This blog started by looking at three assumptions about directional microphone hearing aids.
- Do hearing aid manufacturers routinely measure the directional properties of DM hearing aids prior to shipment?
- Are directional features programmed into the hearing aid seen on the computer programming screen actually what is programmed into the hearing aid?
- Once the hearing aid is programmed, is the measured hearing aid performance represented in the hearing aid as worn by the user?
This blog responds to the third question and essentially asks, “Are directional microphone hearing aids really directional?” This blog contains primarily measured polar plots of what were sold to patients as directional microphone hearing aids.
Figure 1 shows the results of a binaural set of directional mic hearing aids that were 2 years old. These were produced by a reputable manufacturer from chips and transducers widely used in the industry. They were programmed initially as directional aids – both the same. Aid #1 no longer tested as directional. Aid #2, with the polar plot for 1000 Hz only shown, has directional performance, but with the greatest response from the rear! It was found that some of the directional mic aids that had lost programming could be reprogrammed, but some could not.
Figure 1. Set of 2-year old directional mic hearing aids. Aid on left no longer shows directional and aid on right shows greatest directionality from the rear.
Figure 2 shows the polar plot of an adaptive directional mic hearing aid. Again, this aid showed greatest directionality from the rear – not what neither the dispenser nor the consumer was expecting.
Figure 2. Directional microphone hearing aid showing greatest amplification from the rear, not the front as expected.
Figure 3. Cardioid polar pattern of a directional microphone hearing aid.
Figure 3 shows a polar plot of a non-adaptive directional mic hearing aid, showing a nice cardioid pattern.
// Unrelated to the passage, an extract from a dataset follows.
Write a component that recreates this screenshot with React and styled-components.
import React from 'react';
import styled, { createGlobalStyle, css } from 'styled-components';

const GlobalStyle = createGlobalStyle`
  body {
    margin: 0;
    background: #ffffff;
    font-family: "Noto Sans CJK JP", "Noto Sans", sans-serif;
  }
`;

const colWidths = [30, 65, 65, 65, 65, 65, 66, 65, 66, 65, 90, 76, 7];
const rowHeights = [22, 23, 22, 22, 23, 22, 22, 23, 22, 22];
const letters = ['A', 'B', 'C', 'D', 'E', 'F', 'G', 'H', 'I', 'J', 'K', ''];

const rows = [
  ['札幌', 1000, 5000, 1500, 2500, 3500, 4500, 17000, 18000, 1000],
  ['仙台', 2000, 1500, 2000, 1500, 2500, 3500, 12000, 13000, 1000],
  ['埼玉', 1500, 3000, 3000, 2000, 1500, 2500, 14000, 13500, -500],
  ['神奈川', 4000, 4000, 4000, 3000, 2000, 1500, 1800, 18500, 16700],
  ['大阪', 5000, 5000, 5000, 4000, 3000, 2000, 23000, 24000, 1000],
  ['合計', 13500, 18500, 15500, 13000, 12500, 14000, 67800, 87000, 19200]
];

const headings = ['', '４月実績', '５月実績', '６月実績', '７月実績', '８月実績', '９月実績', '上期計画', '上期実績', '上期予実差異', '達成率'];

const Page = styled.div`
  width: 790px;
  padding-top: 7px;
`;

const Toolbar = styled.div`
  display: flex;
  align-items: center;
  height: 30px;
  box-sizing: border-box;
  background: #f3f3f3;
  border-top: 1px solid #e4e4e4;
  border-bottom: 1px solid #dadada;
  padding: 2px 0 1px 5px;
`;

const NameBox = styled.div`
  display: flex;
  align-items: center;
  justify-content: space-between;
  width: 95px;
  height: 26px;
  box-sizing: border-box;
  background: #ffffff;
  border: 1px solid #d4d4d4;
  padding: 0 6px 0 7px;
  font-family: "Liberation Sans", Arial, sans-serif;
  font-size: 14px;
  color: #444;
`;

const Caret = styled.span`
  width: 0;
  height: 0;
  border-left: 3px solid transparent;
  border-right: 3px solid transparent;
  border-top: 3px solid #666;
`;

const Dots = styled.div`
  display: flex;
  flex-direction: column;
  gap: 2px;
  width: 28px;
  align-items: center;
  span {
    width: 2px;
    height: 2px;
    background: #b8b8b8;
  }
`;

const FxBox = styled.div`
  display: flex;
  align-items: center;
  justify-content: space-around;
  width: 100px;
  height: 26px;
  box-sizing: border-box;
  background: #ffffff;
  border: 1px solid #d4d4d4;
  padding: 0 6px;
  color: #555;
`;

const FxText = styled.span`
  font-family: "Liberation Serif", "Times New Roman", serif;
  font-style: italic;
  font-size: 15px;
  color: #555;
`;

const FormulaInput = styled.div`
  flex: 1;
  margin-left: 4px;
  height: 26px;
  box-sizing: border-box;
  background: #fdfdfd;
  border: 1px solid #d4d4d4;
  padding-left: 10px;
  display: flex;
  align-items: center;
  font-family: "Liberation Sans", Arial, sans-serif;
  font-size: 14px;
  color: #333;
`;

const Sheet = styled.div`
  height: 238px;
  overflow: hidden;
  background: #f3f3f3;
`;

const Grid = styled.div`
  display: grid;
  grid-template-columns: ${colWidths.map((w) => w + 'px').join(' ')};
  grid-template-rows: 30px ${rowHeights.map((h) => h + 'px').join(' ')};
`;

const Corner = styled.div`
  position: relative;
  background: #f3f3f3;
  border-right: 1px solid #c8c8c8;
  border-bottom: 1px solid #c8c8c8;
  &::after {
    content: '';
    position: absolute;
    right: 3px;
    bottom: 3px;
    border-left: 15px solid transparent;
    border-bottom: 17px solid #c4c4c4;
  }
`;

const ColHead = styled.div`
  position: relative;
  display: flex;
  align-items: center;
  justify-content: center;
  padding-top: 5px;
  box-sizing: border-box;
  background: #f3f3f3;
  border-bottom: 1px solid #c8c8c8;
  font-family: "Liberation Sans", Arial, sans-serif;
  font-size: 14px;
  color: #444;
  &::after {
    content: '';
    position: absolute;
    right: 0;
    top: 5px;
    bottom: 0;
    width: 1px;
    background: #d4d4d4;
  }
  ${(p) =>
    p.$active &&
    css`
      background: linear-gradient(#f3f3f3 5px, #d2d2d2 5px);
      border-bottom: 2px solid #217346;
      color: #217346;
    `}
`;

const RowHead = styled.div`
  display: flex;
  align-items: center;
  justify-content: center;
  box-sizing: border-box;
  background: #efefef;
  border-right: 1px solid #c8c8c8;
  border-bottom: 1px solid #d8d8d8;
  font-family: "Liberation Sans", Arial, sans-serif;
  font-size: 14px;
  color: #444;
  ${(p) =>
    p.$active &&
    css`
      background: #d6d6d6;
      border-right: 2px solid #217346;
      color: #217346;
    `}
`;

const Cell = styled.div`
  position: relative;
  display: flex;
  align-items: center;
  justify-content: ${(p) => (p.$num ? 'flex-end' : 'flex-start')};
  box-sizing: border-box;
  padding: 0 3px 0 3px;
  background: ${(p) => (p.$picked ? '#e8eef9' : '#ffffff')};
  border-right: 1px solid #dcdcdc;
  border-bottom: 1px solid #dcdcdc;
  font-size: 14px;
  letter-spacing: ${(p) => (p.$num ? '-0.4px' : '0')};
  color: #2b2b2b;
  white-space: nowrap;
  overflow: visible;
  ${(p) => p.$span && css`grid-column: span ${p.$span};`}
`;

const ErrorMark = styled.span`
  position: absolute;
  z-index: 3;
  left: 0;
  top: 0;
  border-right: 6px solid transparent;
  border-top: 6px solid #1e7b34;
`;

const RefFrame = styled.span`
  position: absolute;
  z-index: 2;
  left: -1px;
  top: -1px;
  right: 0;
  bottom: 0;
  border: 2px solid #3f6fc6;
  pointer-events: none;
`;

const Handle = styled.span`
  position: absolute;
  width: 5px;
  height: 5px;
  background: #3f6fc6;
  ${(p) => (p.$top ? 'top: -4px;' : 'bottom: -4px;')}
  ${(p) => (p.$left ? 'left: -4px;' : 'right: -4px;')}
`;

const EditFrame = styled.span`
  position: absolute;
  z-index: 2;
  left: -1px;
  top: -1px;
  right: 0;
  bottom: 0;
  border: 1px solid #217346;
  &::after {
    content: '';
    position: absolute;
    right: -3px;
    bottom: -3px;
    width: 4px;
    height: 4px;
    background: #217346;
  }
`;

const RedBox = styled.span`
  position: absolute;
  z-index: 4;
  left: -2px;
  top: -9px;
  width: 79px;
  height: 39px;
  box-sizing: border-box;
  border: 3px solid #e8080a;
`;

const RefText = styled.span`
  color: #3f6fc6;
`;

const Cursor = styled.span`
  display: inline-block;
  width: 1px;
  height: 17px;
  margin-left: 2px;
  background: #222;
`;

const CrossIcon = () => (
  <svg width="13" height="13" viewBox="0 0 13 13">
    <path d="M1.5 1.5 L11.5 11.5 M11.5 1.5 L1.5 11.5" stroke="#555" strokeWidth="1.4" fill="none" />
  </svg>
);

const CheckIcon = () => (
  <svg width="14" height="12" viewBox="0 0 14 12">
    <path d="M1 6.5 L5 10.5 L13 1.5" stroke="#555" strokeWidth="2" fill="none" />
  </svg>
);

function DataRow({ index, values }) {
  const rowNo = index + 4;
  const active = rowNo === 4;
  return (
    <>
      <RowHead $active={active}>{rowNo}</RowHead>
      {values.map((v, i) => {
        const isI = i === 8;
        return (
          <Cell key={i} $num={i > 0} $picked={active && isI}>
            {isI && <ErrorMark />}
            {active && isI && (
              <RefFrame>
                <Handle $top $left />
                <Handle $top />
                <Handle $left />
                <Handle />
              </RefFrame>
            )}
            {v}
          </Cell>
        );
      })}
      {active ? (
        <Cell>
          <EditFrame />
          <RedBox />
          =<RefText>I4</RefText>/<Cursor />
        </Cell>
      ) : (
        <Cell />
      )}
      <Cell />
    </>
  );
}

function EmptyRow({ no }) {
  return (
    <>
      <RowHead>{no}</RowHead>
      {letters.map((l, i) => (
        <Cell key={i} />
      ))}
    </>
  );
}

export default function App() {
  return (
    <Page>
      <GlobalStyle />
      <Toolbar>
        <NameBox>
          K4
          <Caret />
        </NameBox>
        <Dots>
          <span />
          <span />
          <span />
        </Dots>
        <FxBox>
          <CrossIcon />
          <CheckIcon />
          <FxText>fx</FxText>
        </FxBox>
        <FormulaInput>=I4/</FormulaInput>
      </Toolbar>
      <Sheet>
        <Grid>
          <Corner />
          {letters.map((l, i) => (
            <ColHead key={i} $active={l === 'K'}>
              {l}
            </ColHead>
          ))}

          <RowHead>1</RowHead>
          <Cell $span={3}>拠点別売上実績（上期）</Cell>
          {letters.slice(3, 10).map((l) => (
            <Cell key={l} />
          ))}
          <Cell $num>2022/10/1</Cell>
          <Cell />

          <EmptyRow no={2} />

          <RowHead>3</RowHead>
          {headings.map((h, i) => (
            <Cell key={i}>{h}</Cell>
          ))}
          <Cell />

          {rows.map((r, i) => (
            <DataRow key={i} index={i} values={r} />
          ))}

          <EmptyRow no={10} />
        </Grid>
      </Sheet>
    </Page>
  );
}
This pattern, which seems desirable for reducing noise from the rear, was found most generally only in non-adaptive directional mic aids.
Figure 4 shows the polar plot of a RIA (open fit) non-adaptive directional hearing aid. However, it shows a front/back difference from 0 to at 10 dB at the most. It is questionable if the hearing aid user can detect such minor differences when research has shown that about a 20 dB difference should be expected.
Figure 4. Open fit (RIA) non-adapting directional microphone polar pattern.
Figure 5 shows an adaptive directional mic hearing aid measured using two different input signals. The plot on the left was made using a composite continuous signal. That on the right used a composite interrupted signal. The left plot appears to be going into directionality, but then it appears that the adaptive AGC of the hearing aid is acting as well, reducing the gain of the aid by approximately 10 dB for a 70 dB SPL input signal. The real question? What is the user experiencing? Manufacturers suggest that one turn off any noise reduction and AGC when making directional mic measurements. How does making such adjustments relate to what the user is experiencing? It seems that the aid should be measured as the person is wearing it, not in some non-significant test mode.
- Figure 5. Polar plots of the same adaptive AGC, adaptive directional microphone hearing aid measured using two different stimuli – a continuous composite tone on the left and an interrupted composite tone on the right.
Figure 6 shows that the aid type identification in the test procedure affects the polar plots. These plots are for a non-adaptive directional mic hearing aid (but having adaptive AGC) measured as a linear aid (left), and AGC (middle), and as an Adaptive AGC (right). A composite interrupted test signal at 60 dB SPL input was used. The aid was set to a high noise directional setting. The notch at the top of the Adaptive AGC plot is an artifact. These graphs suggest that the proper type aid must be identified in the test setup to obtain the appropriate polar plot response.
- Figure 6. Hearing aids can be measured as linear, AGC, or adaptive AGC type aids. As the polar plots illustrate, how the measurement test setup is arranged, the measured polar plots vary.
Figure 7 shows the response of a hearing aid when the signal is from the front and when from the rear to a composite interrupted 70 dB SPL input. Does it appear that all is OK with this aid? Even to an inexperienced observer, the fact that this directional mic aid has a better response from the rear than from the front is an obvious sign that this aid is not performing as expected. Still, that is what some users are getting when they are told that the hearing aid was programmed for directionality, and that it would respond best to signals from the front and not the rear. Is there any reason to be surprised when patients often cannot tell if the directional aid is functioning as related to them by the dispenser?
Figure 7. Directional microphone front/rear frequency responses showing that the signal from the rear has greater amplification than the signal from the front.
Summary
- It is obvious that directional mic hearing aids are somewhat fragile and can lose their directional capabilities. As a result, they should be tested often to ensure their directionality.
- Just because the computer program says the aids are functioning as directional aids, that is not always the case. There is a good chance that they are not programmed to the polar plot that the computer image suggests.
- Hearing aids may not be functioning as directionals as imagined, or as explained to the patient.
- Adaptive directionals are difficult to confirm.
Polar plot and difference curve measurement in an affordable, desk size instrument is now available. And while testing in this desk unit cannot yield the same curves as can a large anechoic chamber, the characteristic polar pattern can be seen and evaluated.